Complicating conventional social scientific and policy understandings of the role art and artists play in gentrifying cities, this project documents the ways that art-activists of color disrupt discourses of redevelopment and gentrification in Oakland, and insist that city governance recognize their geographies so they can determine their own futures. I find that the artists engaged in this work produce resilient counter-topographies of the city they call home. Their art-activist practices reveal how urban processes of foreclosure, excessive policing, and capitalist redevelopment function in tandem to disproportionately harm Black, Brown, and Indigenous lives.


I engage the performances, visual art and poetry that Oakland art-activists of color create to represent the spaces they inhabit so as to better understand the multiple topographies of the city itself. Ultimately, by placing art-activism in conversation with urban and cultural theory, I argue that the creative practices of resistance enacted in Oakland expand conceptions of urban space and urban life.

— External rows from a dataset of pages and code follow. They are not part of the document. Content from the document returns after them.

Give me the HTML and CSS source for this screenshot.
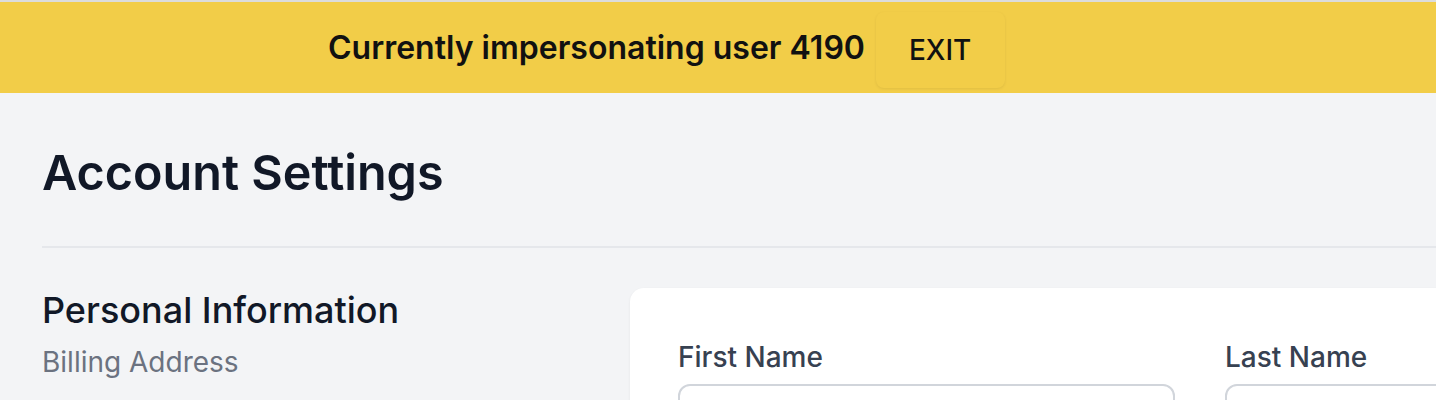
FILE: index.html
```html
<!DOCTYPE html>
<html lang="en">
<head>
    <meta charset="UTF-8">
    <meta name="viewport" content="width=device-width, initial-scale=1.0">
    <title>Account Settings</title>
    <link rel="stylesheet" href="styles.css">
</head>
<body>
    <div class="banner">
        <span class="banner-text">Currently impersonating user 4190</span>
        <button class="exit-btn" type="button">EXIT</button>
    </div>

    <div class="page">
        <h1>Account Settings</h1>
        <hr class="divider">

        <div class="section">
            <div class="section-info">
                <h2>Personal Information</h2>
                <p>Billing Address</p>
            </div>
            <div class="card">
                <div class="field">
                    <label for="firstName">First Name</label>
                    <input type="text" id="firstName">
                </div>
                <div class="field">
                    <label for="lastName">Last Name</label>
                    <input type="text" id="lastName">
                </div>
            </div>
        </div>
    </div>
</body>
</html>
```

FILE: styles.css
```css
body {
    font-family: Inter, "Noto Sans", sans-serif;
    margin: 0;
    padding: 0;
    background-color: #f3f4f6;
    color: #111827;
    overflow: hidden;
}

.banner {
    border-top: 2px solid #dcdcdc;
    background-color: #f2cd48;
    height: 93px;
    display: flex;
    align-items: center;
    gap: 11px;
    padding-left: 328px;
    box-sizing: border-box;
}
.banner-text {
    font-size: 32px;
    font-weight: 600;
    color: #111;
}
.exit-btn {
    font-family: inherit;
    font-size: 28px;
    font-weight: 500;
    color: #111;
    background-color: #f2cd48;
    border: none;
    border-radius: 8px;
    height: 76px;
    padding: 0 34px 0 33px;
    margin-top: 4px;
    box-shadow: 0 1px 3px rgba(0,0,0,0.08);
    cursor: pointer;
}

.page {
    padding: 0 42px;
    width: 1800px;
}
h1 {
    font-size: 48.5px;
    line-height: 58px;
    font-weight: 600;
    margin: 51px 0 44px;
    color: #111827;
}
.divider {
    border: none;
    border-top: 2px solid #e5e7eb;
    margin: 0;
}

.section {
    display: grid;
    grid-template-columns: 588px 1140px;
    margin-top: 40px;
}
.section-info h2 {
    font-size: 36px;
    line-height: 44px;
    font-weight: 500;
    margin: 0;
    color: #111827;
}
.section-info p {
    font-size: 28px;
    line-height: 40px;
    margin: 10px 0 0;
    color: #6b7280;
}

.card {
    background-color: white;
    border-radius: 14px;
    box-shadow: 0 1px 3px rgba(0,0,0,0.06);
    padding: 49px 48px;
    display: grid;
    grid-template-columns: 497px 497px;
    gap: 50px;
    height: 300px;
}
.field label {
    display: block;
    font-size: 28px;
    line-height: 40px;
    font-weight: 500;
    color: #374151;
    margin-bottom: 7px;
}
.field input {
    width: 100%;
    height: 76px;
    border: 2px solid #d1d5db;
    border-radius: 12px;
    box-sizing: border-box;
}
```
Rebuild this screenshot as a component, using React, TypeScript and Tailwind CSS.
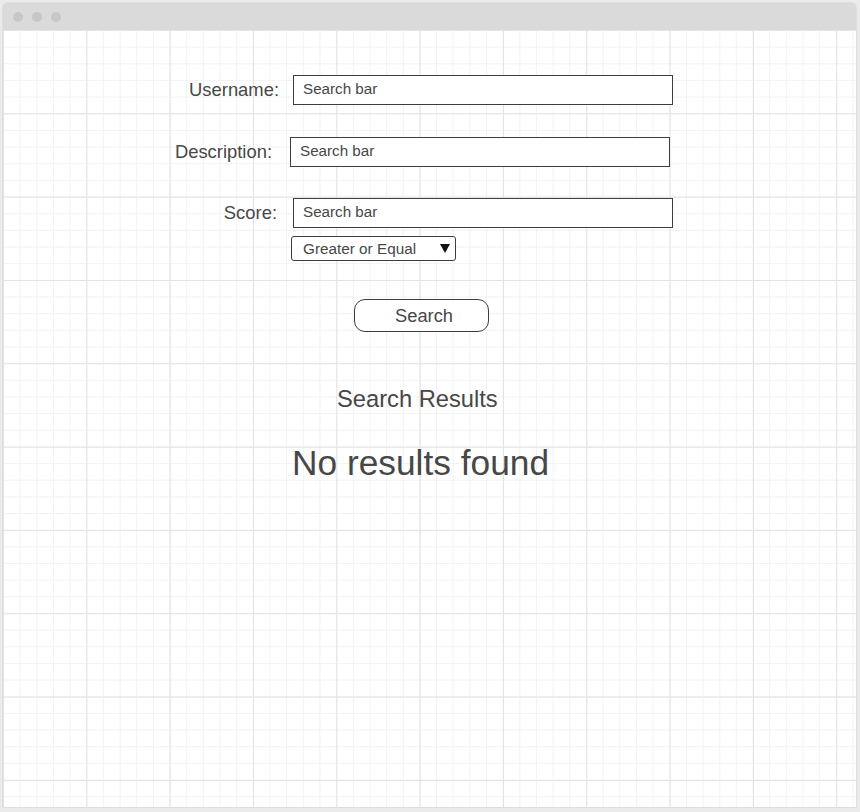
const fieldRows = [
  { label: "Username:", labelW: "w-[276px]", gap: "ml-[14px]", mt: "mt-[45px]" },
  { label: "Description:", labelW: "w-[269px]", gap: "ml-[18px]", mt: "mt-[32px]" },
  { label: "Score:", labelW: "w-[274px]", gap: "ml-[16px]", mt: "mt-[31px]" },
];

function SearchBar() {
  return (
    <div className="w-[380px] h-[30px] border border-[#3d3d3d] bg-white flex items-center pl-[9px] pb-[2px] text-[15.2px]">
      Search bar
    </div>
  );
}

export default function App() {
  return (
    <div
      className="w-[860px] h-[812px] bg-[#ebebeb] pt-[2px] pl-[2px] pr-[3px] pb-[4px] text-[#474747]"
      style={{ fontFamily: '"Liberation Sans", Arial, sans-serif' }}
    >
      <div className="w-full h-full flex flex-col border border-[#dedede] rounded-t-[5px] bg-white overflow-hidden">

        {/* Title bar */}
        <div className="h-[27px] shrink-0 bg-[#dadada] flex items-center pl-[10px] gap-[9px]">
          <div className="w-[10px] h-[10px] rounded-full bg-[#c7c7c7]" />
          <div className="w-[10px] h-[10px] rounded-full bg-[#c7c7c7]" />
          <div className="w-[10px] h-[10px] rounded-full bg-[#c7c7c7]" />
        </div>

        {/* Canvas */}
        <div className="flex-1 flex flex-col [background-image:linear-gradient(to_right,#e3e3e3_1px,transparent_1px),linear-gradient(to_bottom,#e3e3e3_1px,transparent_1px),linear-gradient(to_right,#f2f2f2_1px,transparent_1px),linear-gradient(to_bottom,#f2f2f2_1px,transparent_1px)] [background-size:83.33px_83.33px,83.33px_83.33px,16.67px_16.67px,16.67px_16.67px]">

          {fieldRows.map((row) => (
            <div key={row.label} className={`flex items-center h-[30px] ${row.mt}`}>
              <div className={`${row.labelW} text-right text-[18.4px] whitespace-nowrap`}>
                {row.label}
              </div>
              <div className={row.gap}>
                <SearchBar />
              </div>
            </div>
          ))}

          {/* Comparison select */}
          <div className="mt-[8px] ml-[288px] w-[165px] h-[25px] border border-[#3d3d3d] rounded-[3px] bg-white flex items-center justify-between pl-[11px] pr-[5px] pt-[2px] text-[15.3px]">
            <span>Greater or Equal</span>
            <svg width="10" height="9" viewBox="0 0 10 9" className="-mt-[2px]">
              <polygon points="0,0 10,0 5,9" fill="#111" />
            </svg>
          </div>

          {/* Search button */}
          <div className="mt-[38px] ml-[351px] w-[135px] h-[33px] border border-[#3d3d3d] rounded-[11px] bg-white flex items-center justify-center pl-[5px] text-[18.3px]">
            Search
          </div>

          <div className="mt-[53px] ml-[334px] h-[28px] leading-[28px] text-[23.7px] whitespace-nowrap">
            Search Results
          </div>

          <div className="mt-[30px] ml-[289px] h-[40px] leading-[40px] text-[35.3px] whitespace-nowrap">
            No results found
          </div>
        </div>
      </div>
    </div>
  );
}
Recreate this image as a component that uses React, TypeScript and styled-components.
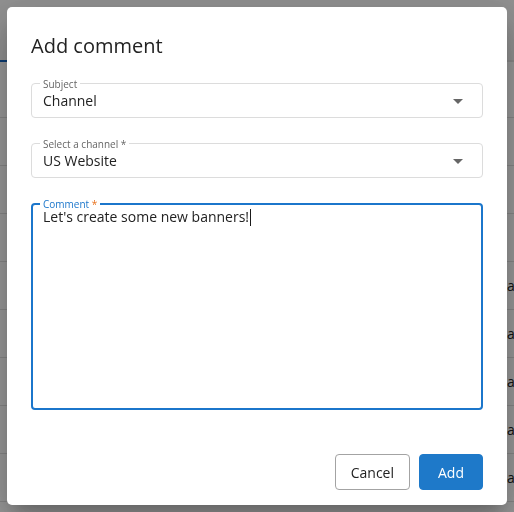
import { createGlobalStyle, styled } from "styled-components";

const GlobalStyle = createGlobalStyle`
  html, body {
    margin: 0;
    padding: 0;
    font-family: "Open Sans", "Noto Sans", Arial, sans-serif;
    background: #ffffff;
  }
`;

// page behind the dialog
const Page = styled.div`
  width: 514px;
  height: 512px;
  overflow: hidden;
`;

const Header = styled.div`
  height: 60px;
  background: #f2f2f2;
  border-bottom: 2px solid #e3e3e3;
  position: relative;
`;

const TabIndicator = styled.div`
  position: absolute;
  left: 0;
  bottom: -2px;
  width: 120px;
  height: 2px;
  background: #1565c0;
`;

const Row = styled.div<{ $first?: boolean }>`
  height: ${(p) => (p.$first ? 55 : 47)}px;
  border-bottom: 1px solid #e0e0e0;
  display: grid;
  grid-template-columns: 507px 1fr;
  align-items: center;
  font-size: 14px;
  color: #222;
`;

const Cell = styled.div`
  white-space: nowrap;
`;

// modal
const Backdrop = styled.div`
  position: fixed;
  inset: 0;
  background: rgba(0, 0, 0, 0.4);
  display: flex;
  align-items: center;
  justify-content: center;
`;

const Dialog = styled.div`
  width: 500px;
  height: 498px;
  box-sizing: border-box;
  padding: 25px 24px 15px;
  background: #fff;
  border-radius: 5px;
  box-shadow: 0 11px 15px -7px rgba(0, 0, 0, 0.2),
    0 24px 38px 3px rgba(0, 0, 0, 0.14), 0 9px 46px 8px rgba(0, 0, 0, 0.12);
  display: flex;
  flex-direction: column;
`;

const Title = styled.h2`
  margin: 0;
  font-size: 20px;
  line-height: 28px;
  font-weight: 400;
  color: #222;
`;

const Form = styled.div`
  margin-top: 23px;
  display: flex;
  flex-direction: column;
  gap: 25px;
`;

const Field = styled.div<{ $focused?: boolean; $height?: number }>`
  position: relative;
  box-sizing: border-box;
  height: ${(p) => p.$height ?? 35}px;
  border: ${(p) => (p.$focused ? "2px solid #1b76cb" : "1px solid #dcdcdc")};
  border-radius: 4px;
  padding: ${(p) => (p.$focused ? "2px 10px" : "7px 11px 6px")};
  display: flex;
  align-items: ${(p) => (p.$focused ? "flex-start" : "center")};
`;

const Label = styled.span<{ $focused?: boolean }>`
  position: absolute;
  top: ${(p) => (p.$focused ? -7 : -6)}px;
  left: ${(p) => (p.$focused ? 7 : 8)}px;
  padding: 0 3px;
  background: #fff;
  font-size: 10px;
  line-height: 12px;
  color: ${(p) => (p.$focused ? "#1b76cb" : "#666")};
`;

const Required = styled.span<{ $focused?: boolean }>`
  color: ${(p) => (p.$focused ? "#e8711c" : "inherit")};
`;

const Value = styled.div`
  flex: 1;
  font-size: 14px;
  line-height: 20px;
  color: #222;
  white-space: nowrap;
`;

const Caret = styled.span`
  display: inline-block;
  width: 1px;
  height: 17px;
  margin-left: 1px;
  vertical-align: -4px;
  background: #1a1a1a;
`;

const Arrow = styled.span`
  width: 0;
  height: 0;
  margin-right: 8px;
  border-left: 5px solid transparent;
  border-right: 5px solid transparent;
  border-top: 5px solid #666;
`;

const Actions = styled.div`
  margin-top: auto;
  display: flex;
  justify-content: flex-end;
  gap: 9px;
`;

const Button = styled.button<{ $primary?: boolean }>`
  height: 36px;
  min-width: 64px;
  box-sizing: border-box;
  padding: 0 15px;
  border-radius: 4px;
  font-family: inherit;
  font-size: 14px;
  cursor: pointer;
  border: 1px solid ${(p) => (p.$primary ? "#1e79c9" : "#a3a3a3")};
  background: ${(p) => (p.$primary ? "#1e79c9" : "#fff")};
  color: ${(p) => (p.$primary ? "#fff" : "#222")};
`;

const App = () => {
  const rowText = ["", "", "", "", "a", "a", "a", "a", "a"];
  return (
    <>
      <GlobalStyle />
      <Page>
        <Header>
          <TabIndicator />
        </Header>
        {rowText.map((t, i) => (
          <Row key={i} $first={i === 0}>
            <Cell />
            <Cell>{t && "abc"}</Cell>
          </Row>
        ))}
      </Page>

      <Backdrop>
        <Dialog>
          <Title>Add comment</Title>
          <Form>
            <Field>
              <Label>Subject</Label>
              <Value>Channel</Value>
              <Arrow />
            </Field>
            <Field>
              <Label>
                Select a channel <Required>*</Required>
              </Label>
              <Value>US Website</Value>
              <Arrow />
            </Field>
            <Field $focused $height={207}>
              <Label $focused>
                Comment <Required $focused>*</Required>
              </Label>
              <Value>
                Let's create some new banners!
                <Caret />
              </Value>
            </Field>
          </Form>
          <Actions>
            <Button>Cancel</Button>
            <Button $primary>Add</Button>
          </Actions>
        </Dialog>
      </Backdrop>
    </>
  );
};

export default App;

Publications: Ramírez, M.M. (2019) City as Borderland: Gentrification and the Policing of Black & Latinx Geographies in Oakland. Environment & Planning D, 38 (1), 147-166

Ramírez, M.M. (2020) Take the houses back/Take the land back: Black and Indigenous urban futures in Oakland. Urban Geography, 41(5), 682-693. 


2017 - 2021


2009 - 2014

In 2017 I began working with the Anti-Eviction Mapping Project, when Dr. Savannah Kilner and I were invited to edit the ‘Indigenous Geographies of Resistance’ chapter of Counterpoints: A Bay Area Atlas of Displacement and Resistance. We consulted with Corrina Gould and Johnella LaRose, who had recently founded the Sogorea Te’ Land Trust, an Indigenous women-led organization that seeks to return land to Ohlone stewardship in the East Bay Area. Collaborating with Gould and LaRose, we designed a chapter that emphasized how the current moment of dispossession underway in the Bay Area’s housing crisis cannot be separated from long histories of colonial dispossession and Indigenous genocide on these territories.


In the atlas, we designed maps of the Indigenous territories of the Bay Area, of the waves of colonization first brought on by the Spanish Mission system, and of the East Bay waterways currently being renamed in Ohlone language by the land trust. The chapter features works by Indigenous scholars, journalists and activists, compiling stories of resistance that transcend the temporal and geographic frames through which housing crises are typically analyzed. This collaboration ensured that Indigenous presence and histories of resistance in the Bay Area are a central piece of analyzing how urban displacement and resistance are understood, mapped, and theorized in North American cities.


Counterpoints: A Bay Area Atlas of Displacement and Resistance was published by PM Press in 2021

Placing the community food practices of two community food organizations in Seattle, Washington in the historical and spatial context of the plantation, this project considered how racialized processes rooted in the plantation continue to influence society, and how black food geographies resist and reimagine the present. By threading theories of racial viscosity with those of black geographies, this project offered a multifaceted theoretical foundation upon which to consider the ways that race and racial histories are embedded in food spaces.


Through a multi-year engagement with food justice organization Clean Greens Farm & Market, this project considered how Black food geographies produce distinct spatial practices of urban agriculture. I considered the ways that the site of the Black farm is used to envision plantation futures, where Black food justice projects use the land as a tool of liberation, drawing from practices of resistance that stem from plantation survival strategies (McKittrick 2013). I contend that the Black food geographies of Clean Greens also served to stake claims to urban space, so as to re-inscribe blackness onto the gentrifying Seattle landscape.

Lastly, this project troubled the use of urban gardening projects, considering how when white food spaces "revitalize" vacant land in what were predominantly Black neighborhoods such as Seattle's Central District, their whiteness adds value to the land and further fuels the dispossession of Black residents. 

Publications: Ramírez, M.M. (2015) The elusive inclusive: Black food geographies and racialized food spaces. Antipode, 47 (3), 748-769.